Writings of a teachermom, choosing to stay home with her kids, while loathing all domestic responsibilities! In late Aug. 2008, I was diagnosed with Triple Negative breast cancer. After surgery, chemo and radiation, I was given theall clear. However, in the late summer of 2008, I was diagnosed with a brain tumor, which metasticized to other areas.

Wednesday, February 28, 2007

Toilet Talk

I didn’t want to write about this too soon, for fear that I would jinx it…but I think we’re almost there….so I feel okay about proclaiming that Max is almost potty trained!

The journey has not been hard, just interesting. I’ve been putting him on the toilet for a few months. And he would pee no problem. But he would never poop. Insisting that it hurt. And even when I “caught” him in the act and put him on the toilet, he would stop immediately and wait until his diaper was back on.

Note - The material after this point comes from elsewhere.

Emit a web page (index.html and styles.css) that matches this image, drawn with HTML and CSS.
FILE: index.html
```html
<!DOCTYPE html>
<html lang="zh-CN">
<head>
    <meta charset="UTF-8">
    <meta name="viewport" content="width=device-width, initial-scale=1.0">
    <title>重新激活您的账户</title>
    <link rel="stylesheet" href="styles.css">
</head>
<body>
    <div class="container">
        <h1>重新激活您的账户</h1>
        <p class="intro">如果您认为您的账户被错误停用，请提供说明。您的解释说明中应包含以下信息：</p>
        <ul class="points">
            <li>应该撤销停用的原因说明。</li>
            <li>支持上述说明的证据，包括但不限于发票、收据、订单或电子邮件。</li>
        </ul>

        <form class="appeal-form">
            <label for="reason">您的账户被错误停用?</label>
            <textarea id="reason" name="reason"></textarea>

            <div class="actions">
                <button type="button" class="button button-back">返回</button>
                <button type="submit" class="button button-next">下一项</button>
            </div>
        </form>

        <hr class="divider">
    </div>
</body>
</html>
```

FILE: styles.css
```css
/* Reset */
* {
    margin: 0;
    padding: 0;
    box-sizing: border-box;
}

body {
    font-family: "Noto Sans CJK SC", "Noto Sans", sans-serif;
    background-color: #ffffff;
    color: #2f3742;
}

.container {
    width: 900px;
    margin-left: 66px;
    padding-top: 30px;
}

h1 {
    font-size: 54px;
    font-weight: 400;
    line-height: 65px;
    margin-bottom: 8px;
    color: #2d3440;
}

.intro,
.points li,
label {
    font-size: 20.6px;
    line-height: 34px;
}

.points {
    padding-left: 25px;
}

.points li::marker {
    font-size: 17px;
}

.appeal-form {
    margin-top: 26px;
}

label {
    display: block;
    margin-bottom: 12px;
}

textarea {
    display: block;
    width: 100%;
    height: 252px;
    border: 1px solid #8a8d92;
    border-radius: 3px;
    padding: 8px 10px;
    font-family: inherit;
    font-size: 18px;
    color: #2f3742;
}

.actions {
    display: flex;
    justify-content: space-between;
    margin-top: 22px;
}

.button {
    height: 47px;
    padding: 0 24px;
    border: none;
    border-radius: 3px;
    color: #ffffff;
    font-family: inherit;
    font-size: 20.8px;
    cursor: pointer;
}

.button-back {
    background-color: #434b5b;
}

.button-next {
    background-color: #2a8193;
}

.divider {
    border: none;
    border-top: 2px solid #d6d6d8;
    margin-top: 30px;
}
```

Finally one day, knowing he had to poop, I just let him walk around the kitchen with no pants or diaper, until he couldn’t wait any longer and had no choice but to go in the toilet (well, I guess his other choice was to go on the floor, but he knew better). And he did it! And he finally realized that it didn’t hurt!

So I just put the underwear on him. And unless he’s going to sleep, or we’re going someplace where there’s no toilet, in which cases we use pull-ups, then he’s sporting his Diego undies! (He would probably prefer pink Dora ones, but we won't go there).

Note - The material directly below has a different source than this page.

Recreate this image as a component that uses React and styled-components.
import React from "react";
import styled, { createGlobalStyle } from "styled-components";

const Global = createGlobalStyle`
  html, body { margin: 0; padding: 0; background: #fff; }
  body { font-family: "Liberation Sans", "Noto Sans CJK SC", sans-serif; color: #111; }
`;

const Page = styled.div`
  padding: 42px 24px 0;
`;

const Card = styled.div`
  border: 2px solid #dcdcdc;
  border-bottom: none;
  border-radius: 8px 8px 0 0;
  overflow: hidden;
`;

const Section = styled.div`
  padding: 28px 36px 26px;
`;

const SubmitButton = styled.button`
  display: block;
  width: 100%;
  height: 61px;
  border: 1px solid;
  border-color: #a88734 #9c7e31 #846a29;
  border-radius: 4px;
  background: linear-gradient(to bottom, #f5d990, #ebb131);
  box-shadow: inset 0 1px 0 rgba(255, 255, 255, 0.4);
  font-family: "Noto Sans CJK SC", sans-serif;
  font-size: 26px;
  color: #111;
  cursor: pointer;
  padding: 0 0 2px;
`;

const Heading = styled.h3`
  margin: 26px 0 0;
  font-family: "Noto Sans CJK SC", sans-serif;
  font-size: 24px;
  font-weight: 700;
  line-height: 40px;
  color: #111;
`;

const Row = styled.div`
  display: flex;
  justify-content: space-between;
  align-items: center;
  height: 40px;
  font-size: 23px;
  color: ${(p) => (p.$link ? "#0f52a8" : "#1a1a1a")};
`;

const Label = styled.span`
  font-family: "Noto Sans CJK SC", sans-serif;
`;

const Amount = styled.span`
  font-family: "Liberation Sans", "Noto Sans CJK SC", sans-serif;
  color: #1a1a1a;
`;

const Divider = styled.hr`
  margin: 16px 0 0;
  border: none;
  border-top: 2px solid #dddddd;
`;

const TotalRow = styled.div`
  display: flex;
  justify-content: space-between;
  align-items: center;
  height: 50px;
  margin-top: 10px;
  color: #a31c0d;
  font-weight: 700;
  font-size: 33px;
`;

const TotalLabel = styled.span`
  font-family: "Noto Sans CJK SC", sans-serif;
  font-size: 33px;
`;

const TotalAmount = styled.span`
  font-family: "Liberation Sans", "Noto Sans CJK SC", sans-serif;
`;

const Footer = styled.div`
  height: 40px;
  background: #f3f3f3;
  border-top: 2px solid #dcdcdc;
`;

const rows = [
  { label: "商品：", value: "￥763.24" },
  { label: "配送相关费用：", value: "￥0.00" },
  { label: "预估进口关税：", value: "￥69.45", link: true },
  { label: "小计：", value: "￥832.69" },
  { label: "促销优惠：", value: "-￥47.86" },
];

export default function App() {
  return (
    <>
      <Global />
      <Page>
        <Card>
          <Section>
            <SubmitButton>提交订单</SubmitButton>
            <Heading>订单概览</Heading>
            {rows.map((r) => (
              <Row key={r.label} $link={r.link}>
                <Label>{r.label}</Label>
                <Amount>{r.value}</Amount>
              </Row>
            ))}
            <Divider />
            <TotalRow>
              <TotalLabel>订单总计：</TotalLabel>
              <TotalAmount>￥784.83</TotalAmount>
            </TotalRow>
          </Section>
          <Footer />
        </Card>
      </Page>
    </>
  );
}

Here are some toilet talk tidbits from the past two weeks:

As he was sitting on the toilet, not able to go: “Mommy, it’s not working!”

The first few times he climbed up on the toilet to pee, he ended up peeing straight out of the toilet, so I always had to remind him to hold his penis down. One time I was using the bathroom, and he said to me, “Mommy, don’t forget to push your penis down!” To which I had to chuckle that I didn’t have a penis. He responded yelling, “Let me see! Let me see!” A couple days later he was changing the diaper of one of Ella’s dolls and I heard him say to her, “You don’t have a penis!”

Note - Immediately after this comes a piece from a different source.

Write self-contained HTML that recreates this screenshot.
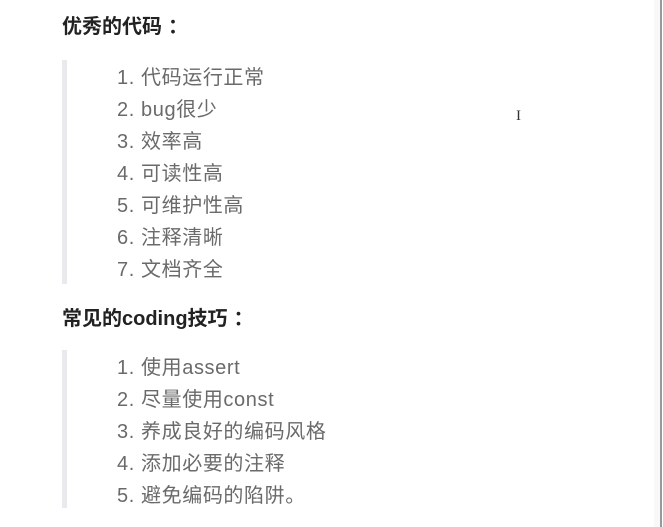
<!DOCTYPE html>
<html><head><meta charset="utf-8"><style>
body{margin:0;width:663px;height:527px;background:#fff;position:relative;overflow:hidden;font-family:"Liberation Sans","Noto Sans CJK SC",sans-serif}
.h{position:absolute;left:62px;font-size:20px;font-weight:bold;color:#222;line-height:24px;white-space:nowrap}
.c{margin-left:6px}
.bar{position:absolute;left:62px;width:5px;background:#eaeaee}
.li{position:absolute;left:117px;font-size:20px;color:#6a6a6a;line-height:32px;white-space:nowrap;letter-spacing:0.6px}
.vr{position:absolute;left:660px;top:0;width:2px;height:527px;background:#999}
.vr2{position:absolute;left:654px;top:0;width:6px;height:527px;background:#f8f8f8}
</style></head><body>
<div class="h" style="top:15px">优秀的代码<span class="c">：</span></div>
<div class="bar" style="top:60px;height:224px"></div>
<div class="li" style="top:62px">1. 代码运行正常</div>
<div class="li" style="top:94px">2. bug很少</div>
<div class="li" style="top:126px">3. 效率高</div>
<div class="li" style="top:158px">4. 可读性高</div>
<div class="li" style="top:190px">5. 可维护性高</div>
<div class="li" style="top:222px">6. 注释清晰</div>
<div class="li" style="top:254px">7. 文档齐全</div>
<div class="h" style="top:307px">常见的coding技巧<span class="c">：</span></div>
<div class="bar" style="top:350px;height:158px"></div>
<div class="li" style="top:352px">1. 使用assert</div>
<div class="li" style="top:384px">2. 尽量使用const</div>
<div class="li" style="top:416px">3. 养成良好的编码风格</div>
<div class="li" style="top:448px">4. 添加必要的注释</div>
<div class="li" style="top:480px">5. 避免编码的陷阱。</div>
<div style="position:absolute;left:516px;top:108px;font-size:15px;color:#333;font-family:'Liberation Serif',serif">I</div>
<div class="vr2"></div><div class="vr"></div>
</body></html>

One day he was on the toilet for a while. I asked him, “Max? How many poopies do you have?” He took this as a literal question and his response was to slide off the toilet and start counting.

One time he was looking at his poop and said, “Ew, that one looks like a snake. And the other one looks like broccoli!”

Although I am thrilled about being able to do away with the diaper expense, there is one little snaffu in our excitement. Max has figured out how to use his toilet training as a bedtime stalling technique. Last night, after I thought he was in bed sound asleep, I discovered him standing at the top of the stairs, completely naked. "Mommy! I did potty. I need a new pull-up." About 20 minutes later, he came out the exact same way. And about 15 minutes after that he came out again (except still clothed this time), proclaiming his need to use the potty again.

That little boy will do anything to avoid sleep!